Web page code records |
------------

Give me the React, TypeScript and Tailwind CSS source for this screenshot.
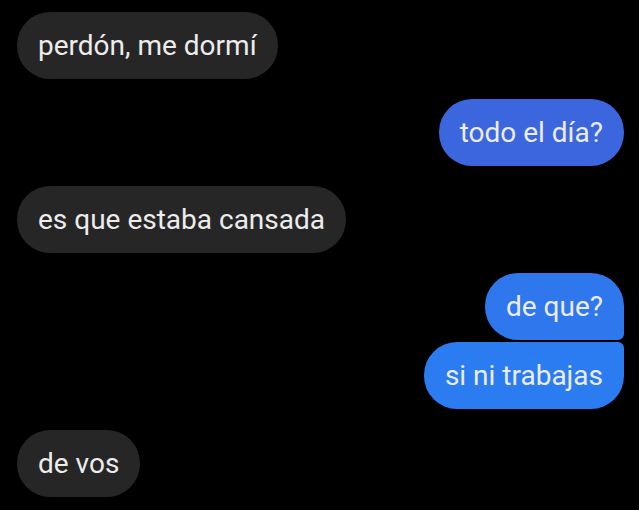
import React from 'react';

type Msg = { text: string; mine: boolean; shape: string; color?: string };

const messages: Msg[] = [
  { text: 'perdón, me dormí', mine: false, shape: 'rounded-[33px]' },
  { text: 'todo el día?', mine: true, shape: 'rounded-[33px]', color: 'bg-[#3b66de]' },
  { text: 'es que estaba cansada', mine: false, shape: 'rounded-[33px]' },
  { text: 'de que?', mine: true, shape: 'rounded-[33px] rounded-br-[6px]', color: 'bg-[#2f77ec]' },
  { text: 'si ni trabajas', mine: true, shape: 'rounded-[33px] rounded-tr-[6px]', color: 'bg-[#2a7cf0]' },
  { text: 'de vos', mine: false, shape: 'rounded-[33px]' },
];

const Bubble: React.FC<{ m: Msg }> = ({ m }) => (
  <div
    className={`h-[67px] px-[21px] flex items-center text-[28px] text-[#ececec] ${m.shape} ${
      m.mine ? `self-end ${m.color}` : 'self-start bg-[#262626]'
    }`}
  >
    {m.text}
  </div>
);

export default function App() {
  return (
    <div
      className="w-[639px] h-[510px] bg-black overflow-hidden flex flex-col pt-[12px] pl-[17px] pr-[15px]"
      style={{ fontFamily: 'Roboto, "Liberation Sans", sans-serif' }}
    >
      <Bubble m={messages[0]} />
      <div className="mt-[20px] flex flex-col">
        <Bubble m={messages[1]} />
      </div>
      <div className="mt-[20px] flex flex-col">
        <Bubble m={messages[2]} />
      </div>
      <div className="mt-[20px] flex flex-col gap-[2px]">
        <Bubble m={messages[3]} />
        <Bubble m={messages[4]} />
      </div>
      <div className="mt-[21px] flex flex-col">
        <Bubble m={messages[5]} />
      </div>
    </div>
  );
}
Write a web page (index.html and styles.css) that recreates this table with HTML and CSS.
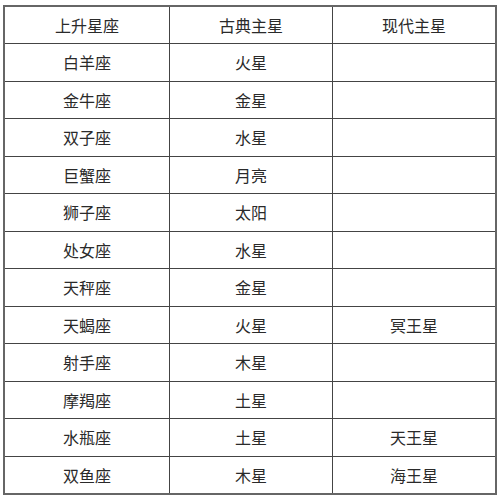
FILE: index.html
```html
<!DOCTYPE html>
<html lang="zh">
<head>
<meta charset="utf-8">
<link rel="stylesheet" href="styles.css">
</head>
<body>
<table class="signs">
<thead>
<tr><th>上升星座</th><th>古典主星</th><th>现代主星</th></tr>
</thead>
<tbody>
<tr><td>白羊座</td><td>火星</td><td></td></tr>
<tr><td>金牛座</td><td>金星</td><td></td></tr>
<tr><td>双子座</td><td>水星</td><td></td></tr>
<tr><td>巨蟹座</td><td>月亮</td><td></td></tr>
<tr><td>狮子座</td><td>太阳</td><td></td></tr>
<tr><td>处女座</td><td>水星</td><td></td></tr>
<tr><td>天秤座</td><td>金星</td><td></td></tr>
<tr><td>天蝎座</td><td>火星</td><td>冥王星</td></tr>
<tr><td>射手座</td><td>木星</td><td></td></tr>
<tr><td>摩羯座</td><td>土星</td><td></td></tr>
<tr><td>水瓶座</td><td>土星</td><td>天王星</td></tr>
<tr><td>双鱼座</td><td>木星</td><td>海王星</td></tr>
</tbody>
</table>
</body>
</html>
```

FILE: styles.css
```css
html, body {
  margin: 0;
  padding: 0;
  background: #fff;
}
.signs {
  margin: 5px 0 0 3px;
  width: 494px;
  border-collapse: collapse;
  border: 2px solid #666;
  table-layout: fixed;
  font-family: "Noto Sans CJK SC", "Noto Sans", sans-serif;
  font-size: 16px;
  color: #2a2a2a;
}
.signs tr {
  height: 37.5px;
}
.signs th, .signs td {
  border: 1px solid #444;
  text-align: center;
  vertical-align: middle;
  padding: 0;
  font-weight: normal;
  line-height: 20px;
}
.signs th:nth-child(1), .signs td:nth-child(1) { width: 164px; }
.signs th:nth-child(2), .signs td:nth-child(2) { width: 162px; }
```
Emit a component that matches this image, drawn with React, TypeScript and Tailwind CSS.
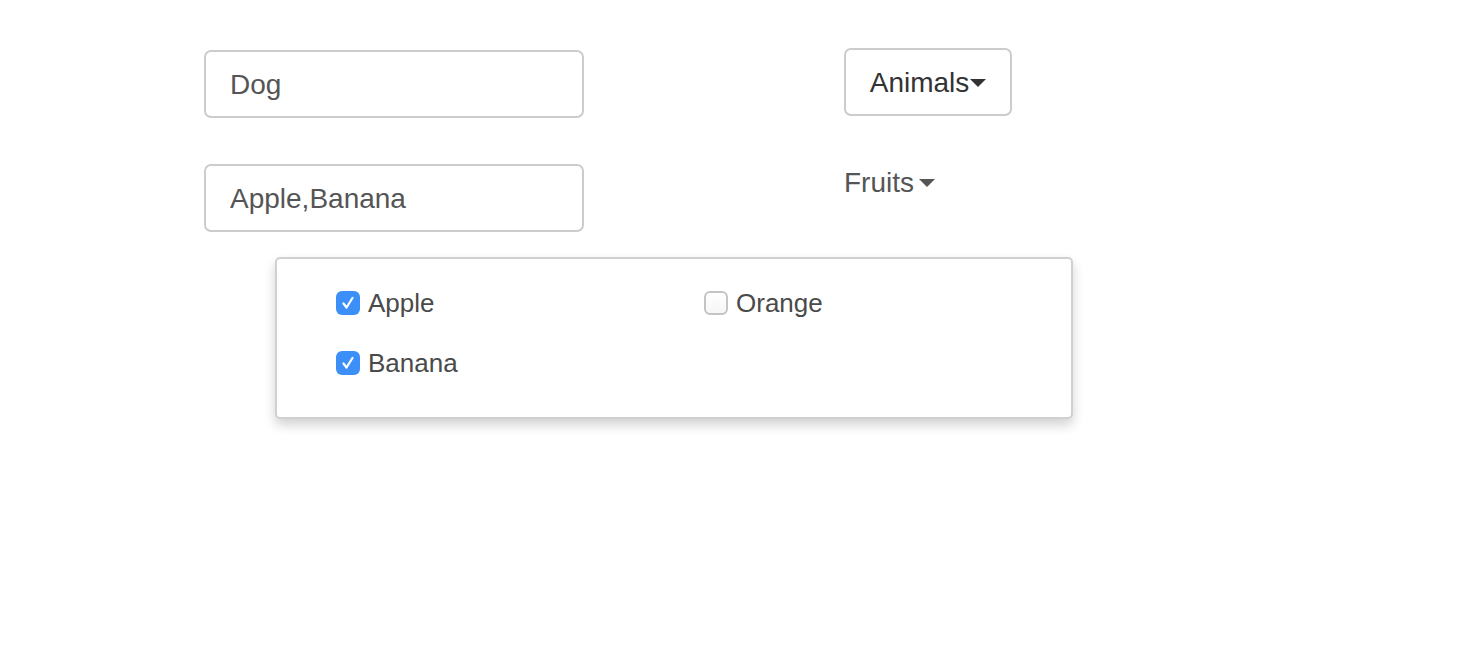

------------

GIVEN INSTRUCTION | Repeat the listing in full and exactly. Leave any pictures out.

FULL RESPONSE |
Give me the React, TypeScript and Tailwind CSS source for this screenshot.
import React from 'react';

type Msg = { text: string; mine: boolean; shape: string; color?: string };

const messages: Msg[] = [
  { text: 'perdón, me dormí', mine: false, shape: 'rounded-[33px]' },
  { text: 'todo el día?', mine: true, shape: 'rounded-[33px]', color: 'bg-[#3b66de]' },
  { text: 'es que estaba cansada', mine: false, shape: 'rounded-[33px]' },
  { text: 'de que?', mine: true, shape: 'rounded-[33px] rounded-br-[6px]', color: 'bg-[#2f77ec]' },
  { text: 'si ni trabajas', mine: true, shape: 'rounded-[33px] rounded-tr-[6px]', color: 'bg-[#2a7cf0]' },
  { text: 'de vos', mine: false, shape: 'rounded-[33px]' },
];

const Bubble: React.FC<{ m: Msg }> = ({ m }) => (
  <div
    className={`h-[67px] px-[21px] flex items-center text-[28px] text-[#ececec] ${m.shape} ${
      m.mine ? `self-end ${m.color}` : 'self-start bg-[#262626]'
    }`}
  >
    {m.text}
  </div>
);

export default function App() {
  return (
    <div
      className="w-[639px] h-[510px] bg-black overflow-hidden flex flex-col pt-[12px] pl-[17px] pr-[15px]"
      style={{ fontFamily: 'Roboto, "Liberation Sans", sans-serif' }}
    >
      <Bubble m={messages[0]} />
      <div className="mt-[20px] flex flex-col">
        <Bubble m={messages[1]} />
      </div>
      <div className="mt-[20px] flex flex-col">
        <Bubble m={messages[2]} />
      </div>
      <div className="mt-[20px] flex flex-col gap-[2px]">
        <Bubble m={messages[3]} />
        <Bubble m={messages[4]} />
      </div>
      <div className="mt-[21px] flex flex-col">
        <Bubble m={messages[5]} />
      </div>
    </div>
  );
}
Write a web page (index.html and styles.css) that recreates this table with HTML and CSS.
FILE: index.html
```html
<!DOCTYPE html>
<html lang="zh">
<head>
<meta charset="utf-8">
<link rel="stylesheet" href="styles.css">
</head>
<body>
<table class="signs">
<thead>
<tr><th>上升星座</th><th>古典主星</th><th>现代主星</th></tr>
</thead>
<tbody>
<tr><td>白羊座</td><td>火星</td><td></td></tr>
<tr><td>金牛座</td><td>金星</td><td></td></tr>
<tr><td>双子座</td><td>水星</td><td></td></tr>
<tr><td>巨蟹座</td><td>月亮</td><td></td></tr>
<tr><td>狮子座</td><td>太阳</td><td></td></tr>
<tr><td>处女座</td><td>水星</td><td></td></tr>
<tr><td>天秤座</td><td>金星</td><td></td></tr>
<tr><td>天蝎座</td><td>火星</td><td>冥王星</td></tr>
<tr><td>射手座</td><td>木星</td><td></td></tr>
<tr><td>摩羯座</td><td>土星</td><td></td></tr>
<tr><td>水瓶座</td><td>土星</td><td>天王星</td></tr>
<tr><td>双鱼座</td><td>木星</td><td>海王星</td></tr>
</tbody>
</table>
</body>
</html>
```

FILE: styles.css
```css
html, body {
  margin: 0;
  padding: 0;
  background: #fff;
}
.signs {
  margin: 5px 0 0 3px;
  width: 494px;
  border-collapse: collapse;
  border: 2px solid #666;
  table-layout: fixed;
  font-family: "Noto Sans CJK SC", "Noto Sans", sans-serif;
  font-size: 16px;
  color: #2a2a2a;
}
.signs tr {
  height: 37.5px;
}
.signs th, .signs td {
  border: 1px solid #444;
  text-align: center;
  vertical-align: middle;
  padding: 0;
  font-weight: normal;
  line-height: 20px;
}
.signs th:nth-child(1), .signs td:nth-child(1) { width: 164px; }
.signs th:nth-child(2), .signs td:nth-child(2) { width: 162px; }
```
Emit a component that matches this image, drawn with React, TypeScript and Tailwind CSS.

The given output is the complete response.